The records
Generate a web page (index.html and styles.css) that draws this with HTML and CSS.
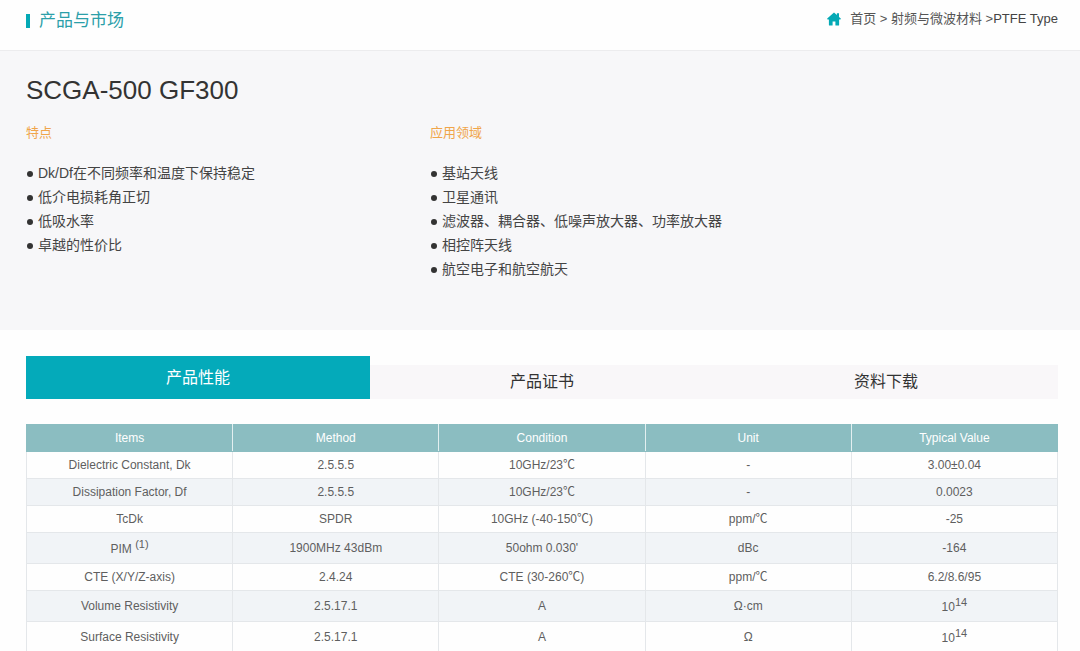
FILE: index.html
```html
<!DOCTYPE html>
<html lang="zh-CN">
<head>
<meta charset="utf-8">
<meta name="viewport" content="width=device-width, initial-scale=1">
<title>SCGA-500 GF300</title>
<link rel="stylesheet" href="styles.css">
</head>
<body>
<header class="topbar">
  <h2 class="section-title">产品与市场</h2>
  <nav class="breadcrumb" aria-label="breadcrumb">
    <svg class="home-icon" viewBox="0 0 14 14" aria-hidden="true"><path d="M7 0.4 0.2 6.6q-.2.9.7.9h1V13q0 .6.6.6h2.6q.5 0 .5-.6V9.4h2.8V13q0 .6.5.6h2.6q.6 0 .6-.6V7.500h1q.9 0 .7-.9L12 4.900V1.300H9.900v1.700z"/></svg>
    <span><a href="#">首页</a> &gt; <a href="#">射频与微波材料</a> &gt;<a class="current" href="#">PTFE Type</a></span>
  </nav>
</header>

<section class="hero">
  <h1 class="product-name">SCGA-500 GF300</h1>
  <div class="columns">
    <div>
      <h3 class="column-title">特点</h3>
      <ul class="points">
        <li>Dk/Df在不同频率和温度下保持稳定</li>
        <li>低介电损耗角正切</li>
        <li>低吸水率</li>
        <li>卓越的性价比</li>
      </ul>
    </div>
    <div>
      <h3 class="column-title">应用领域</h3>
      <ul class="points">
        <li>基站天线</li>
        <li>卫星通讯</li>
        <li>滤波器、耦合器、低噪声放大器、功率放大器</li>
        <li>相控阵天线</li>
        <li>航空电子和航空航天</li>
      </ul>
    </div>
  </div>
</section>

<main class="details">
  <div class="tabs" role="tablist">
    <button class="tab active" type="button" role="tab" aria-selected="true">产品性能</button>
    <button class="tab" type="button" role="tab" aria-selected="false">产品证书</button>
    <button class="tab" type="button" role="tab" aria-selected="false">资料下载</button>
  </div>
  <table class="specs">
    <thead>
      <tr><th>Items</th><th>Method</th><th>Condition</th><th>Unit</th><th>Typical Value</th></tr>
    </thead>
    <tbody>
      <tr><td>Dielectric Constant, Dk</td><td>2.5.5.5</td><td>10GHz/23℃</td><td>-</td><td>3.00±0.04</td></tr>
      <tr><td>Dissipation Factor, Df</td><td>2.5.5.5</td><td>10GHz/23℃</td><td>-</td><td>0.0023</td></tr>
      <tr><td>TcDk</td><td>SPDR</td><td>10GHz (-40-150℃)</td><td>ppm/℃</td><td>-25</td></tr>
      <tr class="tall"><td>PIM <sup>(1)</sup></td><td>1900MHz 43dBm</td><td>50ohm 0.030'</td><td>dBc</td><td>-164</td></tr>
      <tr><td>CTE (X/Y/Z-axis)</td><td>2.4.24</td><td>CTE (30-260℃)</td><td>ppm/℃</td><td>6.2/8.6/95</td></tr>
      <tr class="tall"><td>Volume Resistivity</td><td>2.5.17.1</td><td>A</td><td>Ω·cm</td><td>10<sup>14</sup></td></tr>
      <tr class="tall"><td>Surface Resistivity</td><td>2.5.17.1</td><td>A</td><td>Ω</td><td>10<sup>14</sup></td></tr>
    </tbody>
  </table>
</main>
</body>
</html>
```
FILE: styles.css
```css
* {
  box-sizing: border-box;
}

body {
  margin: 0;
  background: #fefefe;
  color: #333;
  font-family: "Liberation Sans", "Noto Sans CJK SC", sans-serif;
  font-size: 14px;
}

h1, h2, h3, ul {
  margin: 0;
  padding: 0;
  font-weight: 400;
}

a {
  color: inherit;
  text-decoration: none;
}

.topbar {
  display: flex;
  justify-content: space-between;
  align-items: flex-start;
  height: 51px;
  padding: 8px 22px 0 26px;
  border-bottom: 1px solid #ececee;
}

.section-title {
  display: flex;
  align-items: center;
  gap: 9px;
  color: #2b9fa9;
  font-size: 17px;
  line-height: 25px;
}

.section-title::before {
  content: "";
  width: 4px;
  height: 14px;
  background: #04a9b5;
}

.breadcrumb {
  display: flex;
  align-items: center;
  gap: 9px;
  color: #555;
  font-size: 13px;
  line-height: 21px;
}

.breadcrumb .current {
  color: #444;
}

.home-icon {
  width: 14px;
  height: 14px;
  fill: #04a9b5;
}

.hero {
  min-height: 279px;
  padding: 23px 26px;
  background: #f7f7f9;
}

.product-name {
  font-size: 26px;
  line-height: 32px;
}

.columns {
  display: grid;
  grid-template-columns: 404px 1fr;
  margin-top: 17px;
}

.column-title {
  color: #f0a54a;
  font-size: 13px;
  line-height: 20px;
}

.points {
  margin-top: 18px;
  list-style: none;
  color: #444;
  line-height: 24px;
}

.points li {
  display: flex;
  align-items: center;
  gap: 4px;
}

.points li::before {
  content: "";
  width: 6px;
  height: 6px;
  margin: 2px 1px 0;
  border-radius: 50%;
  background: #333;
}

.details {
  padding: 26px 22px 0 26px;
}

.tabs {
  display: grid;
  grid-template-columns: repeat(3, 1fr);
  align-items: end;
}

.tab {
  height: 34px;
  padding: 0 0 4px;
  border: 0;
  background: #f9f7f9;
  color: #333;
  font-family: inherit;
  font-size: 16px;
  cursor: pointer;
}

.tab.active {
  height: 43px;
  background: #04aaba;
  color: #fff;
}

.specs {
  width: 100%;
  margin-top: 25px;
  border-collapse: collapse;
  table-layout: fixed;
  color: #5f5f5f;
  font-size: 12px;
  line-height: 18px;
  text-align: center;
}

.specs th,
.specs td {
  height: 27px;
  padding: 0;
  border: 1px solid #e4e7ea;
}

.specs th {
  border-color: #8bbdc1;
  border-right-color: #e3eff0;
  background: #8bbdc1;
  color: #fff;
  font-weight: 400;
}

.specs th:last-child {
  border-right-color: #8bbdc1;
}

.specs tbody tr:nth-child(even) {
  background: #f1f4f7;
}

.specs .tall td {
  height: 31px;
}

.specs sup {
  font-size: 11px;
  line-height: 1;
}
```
---
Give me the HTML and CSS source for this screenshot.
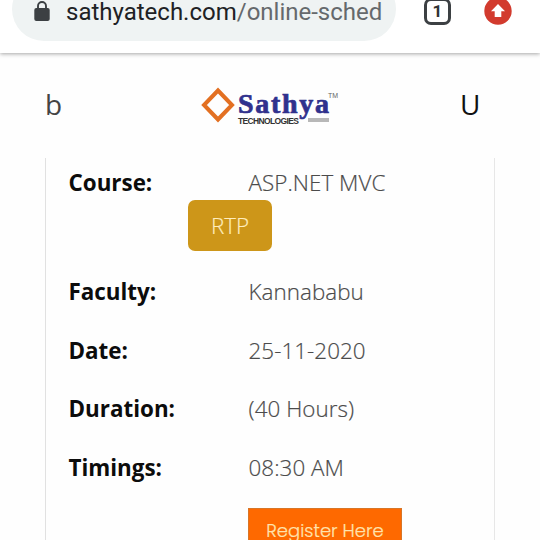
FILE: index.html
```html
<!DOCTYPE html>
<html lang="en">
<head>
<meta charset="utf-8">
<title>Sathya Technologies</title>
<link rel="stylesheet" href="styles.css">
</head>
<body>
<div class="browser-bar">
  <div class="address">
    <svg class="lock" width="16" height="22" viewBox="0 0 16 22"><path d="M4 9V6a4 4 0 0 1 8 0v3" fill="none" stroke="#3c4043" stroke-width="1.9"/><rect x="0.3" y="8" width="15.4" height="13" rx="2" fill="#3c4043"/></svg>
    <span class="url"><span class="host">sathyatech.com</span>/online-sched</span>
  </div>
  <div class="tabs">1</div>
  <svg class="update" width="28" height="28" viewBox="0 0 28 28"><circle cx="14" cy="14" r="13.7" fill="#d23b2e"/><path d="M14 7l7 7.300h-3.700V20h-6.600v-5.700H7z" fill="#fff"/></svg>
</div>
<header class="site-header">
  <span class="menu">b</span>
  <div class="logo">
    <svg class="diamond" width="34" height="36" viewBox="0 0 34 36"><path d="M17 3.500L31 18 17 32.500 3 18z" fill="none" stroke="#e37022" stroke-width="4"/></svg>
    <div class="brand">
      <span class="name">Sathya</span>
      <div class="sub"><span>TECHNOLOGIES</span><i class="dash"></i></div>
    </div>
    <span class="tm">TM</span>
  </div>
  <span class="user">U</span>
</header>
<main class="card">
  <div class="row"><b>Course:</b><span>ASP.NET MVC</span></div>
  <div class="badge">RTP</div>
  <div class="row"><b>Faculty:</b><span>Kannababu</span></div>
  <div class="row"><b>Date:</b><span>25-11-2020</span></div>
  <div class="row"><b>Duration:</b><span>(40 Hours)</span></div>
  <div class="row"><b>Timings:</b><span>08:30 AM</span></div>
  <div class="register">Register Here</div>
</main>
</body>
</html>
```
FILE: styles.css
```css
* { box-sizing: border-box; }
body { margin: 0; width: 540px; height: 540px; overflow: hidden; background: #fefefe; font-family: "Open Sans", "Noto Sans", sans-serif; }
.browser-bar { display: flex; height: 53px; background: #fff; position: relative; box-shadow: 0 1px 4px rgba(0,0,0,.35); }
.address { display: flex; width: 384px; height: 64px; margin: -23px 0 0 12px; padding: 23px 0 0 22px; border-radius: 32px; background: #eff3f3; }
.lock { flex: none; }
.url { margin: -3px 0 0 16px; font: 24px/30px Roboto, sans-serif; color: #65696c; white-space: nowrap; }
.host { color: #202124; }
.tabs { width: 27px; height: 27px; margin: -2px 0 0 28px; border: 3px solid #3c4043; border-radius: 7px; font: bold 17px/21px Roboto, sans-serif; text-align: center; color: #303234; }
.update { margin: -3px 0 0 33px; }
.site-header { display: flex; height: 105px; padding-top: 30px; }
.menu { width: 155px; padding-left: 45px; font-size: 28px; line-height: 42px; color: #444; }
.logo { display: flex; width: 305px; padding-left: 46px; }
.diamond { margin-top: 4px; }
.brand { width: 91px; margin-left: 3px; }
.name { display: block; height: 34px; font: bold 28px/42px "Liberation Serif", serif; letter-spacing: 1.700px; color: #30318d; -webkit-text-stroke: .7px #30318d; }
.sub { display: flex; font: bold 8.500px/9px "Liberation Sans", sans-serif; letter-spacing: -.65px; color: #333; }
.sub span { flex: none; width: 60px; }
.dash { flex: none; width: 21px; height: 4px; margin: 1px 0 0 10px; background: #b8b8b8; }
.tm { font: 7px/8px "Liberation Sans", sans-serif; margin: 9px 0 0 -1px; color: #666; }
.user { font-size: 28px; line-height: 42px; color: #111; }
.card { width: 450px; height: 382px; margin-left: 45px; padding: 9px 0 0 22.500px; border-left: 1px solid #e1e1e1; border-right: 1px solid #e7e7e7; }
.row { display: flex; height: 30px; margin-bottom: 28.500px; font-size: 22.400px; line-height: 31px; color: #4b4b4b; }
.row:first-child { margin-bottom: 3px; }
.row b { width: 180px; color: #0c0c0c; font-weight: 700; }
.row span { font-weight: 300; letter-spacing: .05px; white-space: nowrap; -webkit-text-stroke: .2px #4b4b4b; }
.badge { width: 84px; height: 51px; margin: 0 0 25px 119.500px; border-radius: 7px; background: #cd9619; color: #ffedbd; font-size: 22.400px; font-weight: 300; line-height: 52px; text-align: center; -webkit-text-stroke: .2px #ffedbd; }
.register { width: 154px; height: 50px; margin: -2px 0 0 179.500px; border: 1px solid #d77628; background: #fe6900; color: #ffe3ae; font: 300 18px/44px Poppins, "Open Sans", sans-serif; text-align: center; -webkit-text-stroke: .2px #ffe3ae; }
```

To be done
Your answer should be one number: the count of lines in the data above that include the word "this".

Task answer
2